I loved the Main, maybe the best trip I have been on. We had four canoes in our group, and we all swam at least once. One member of our party swam somewhat more often than the rest of us, and elected to take out before Vinegar creek rapid. We ran it essentially self-supported, which is how I usually paddle.

I like the option of waiting til the end of the lottery season, which is what we did on the Main.

Any comments would be appreciated.

Richard


----------



## cataraftgirl (Jun 5, 2009)

There have been lots of threads on Middle Fork water levels. I'd go with the general advice given to rafts if it's your first time down. The advice you get will be dependent on people's tolerance for getting stuck and the extra work that goes along with a low water (under about 1.7 ft.) launch from Boundary Creek. Some folks wouldn't miss the top section for anything, even if it means more work & a lighter load of food/beer/luxury items. My group always flies in to Indian Creek in September because we like layover days & less stress. Our cut-off water level for a MF from Indian Creek is 1.5 ft. That is our tolerance level, and definitely not what all people will choose. Many folks will go lower than that. My only trip with canoes on the MF was a July trip at about 2.5 ft. and they did fine. They were experienced whitewater canoe paddlers. As for raft size, we take 14, 15, and 16 ft. rafts down from Indian Creek without any big problems.....other than the unavoidable moments of getting stuck, which will happen to everyone no matter what.


----------



## shappattack (Jul 17, 2008)

cataraftgirl said:


> There have been lots of threads on Middle Fork water levels. I'd go with the general advice given to rafts.
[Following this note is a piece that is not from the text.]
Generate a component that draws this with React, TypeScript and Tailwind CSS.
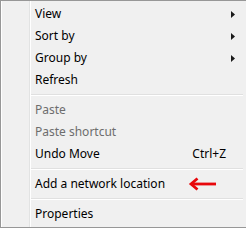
type Item =
  | { kind: 'item'; label: string; submenu?: boolean; disabled?: boolean; shortcut?: string; mark?: boolean }
  | { kind: 'sep' };

const items: Item[] = [
  { kind: 'item', label: 'View', submenu: true },
  { kind: 'item', label: 'Sort by', submenu: true },
  { kind: 'item', label: 'Group by', submenu: true },
  { kind: 'item', label: 'Refresh' },
  { kind: 'sep' },
  { kind: 'item', label: 'Paste', disabled: true },
  { kind: 'item', label: 'Paste shortcut', disabled: true },
  { kind: 'item', label: 'Undo Move', shortcut: 'Ctrl+Z' },
  { kind: 'sep' },
  { kind: 'item', label: 'Add a network location', mark: true },
  { kind: 'sep' },
  { kind: 'item', label: 'Properties' },
];

// red annotation arrow pointing at the item
function RedArrow() {
  return (
    <svg width="30" height="14" viewBox="0 0 30 14" className="absolute left-[157px] top-[4px]">
      <path d="M28 7H4" stroke="#e8070b" strokeWidth="2.8" />
      <path d="M9.5 1.5L3 7L9.5 12.5" stroke="#e8070b" strokeWidth="2.8" fill="none" />
    </svg>
  );
}

export default function App() {
  return (
    <div
      className="w-[246px] h-[228px] bg-[#f0f0f0] border-t border-b border-l border-[#979797] flex text-[12px] text-black overflow-hidden"
      style={{ fontFamily: '"Noto Sans", "Open Sans", sans-serif' }}
    >
      <div className="w-[29px] shrink-0 border-l border-white border-r border-r-[#e2e3e3]" />
      <div className="flex-1 flex flex-col pt-[2px] border-l border-white">
        {items.map((it, i) =>
          it.kind === 'sep' ? (
            <div key={i} className="h-[8px] flex flex-col justify-center mr-[3px]">
              <div className="h-px bg-[#e0e0e0]" />
              <div className="h-px bg-white" />
            </div>
          ) : (
            <div key={i} className="relative h-[22px] flex items-center pl-[4px] pr-[11px]">
              <span className={it.disabled ? 'text-[#6d6d6d]' : ''}>{it.label}</span>
              <span className="flex-1" />
              {it.shortcut && <span className="mr-[9px]">{it.shortcut}</span>}
              {it.submenu && (
                <svg width="4" height="7" viewBox="0 0 4 7">
                  <path d="M0 0L4 3.5L0 7Z" fill="#1a1a1a" />
                </svg>
              )}
              {it.mark && <RedArrow />}
            </div>
          )
        )}
      </div>
    </div>
  );
}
As a rafter, kayaker and canoer, this is crazy advice. You can generally canoe a river much lower than rowing a fully laiden 14' raft or cat. You can get a canoe and kayak through stuff, a raft could never get through without getting stuck or portage. I run lots of stuff a raft or cat could never touch due to width between boulders at low flow. There are plenty of trip reports and vids of canoes on the MF on youtube and vimeo. Check those out and email those folks for specifics.
These are not my vids, but examples of low flow MF canoes:

http://vimeo.com/19788980
http://vimeo.com/50647096
http://www.youtube.com/watch?v=djyPPVdOOhc


----------



## cataraftgirl (Jun 5, 2009)

[My general impression is that one could most likely run the Middle in August or September in kayaks or canoes, but that rafts might be tricky, especially if they were heavily loaded. The expectation would be that this would be a canoe group, maybe with some duckies. If we had a raft with us, it would probably be a 13 foot raft.]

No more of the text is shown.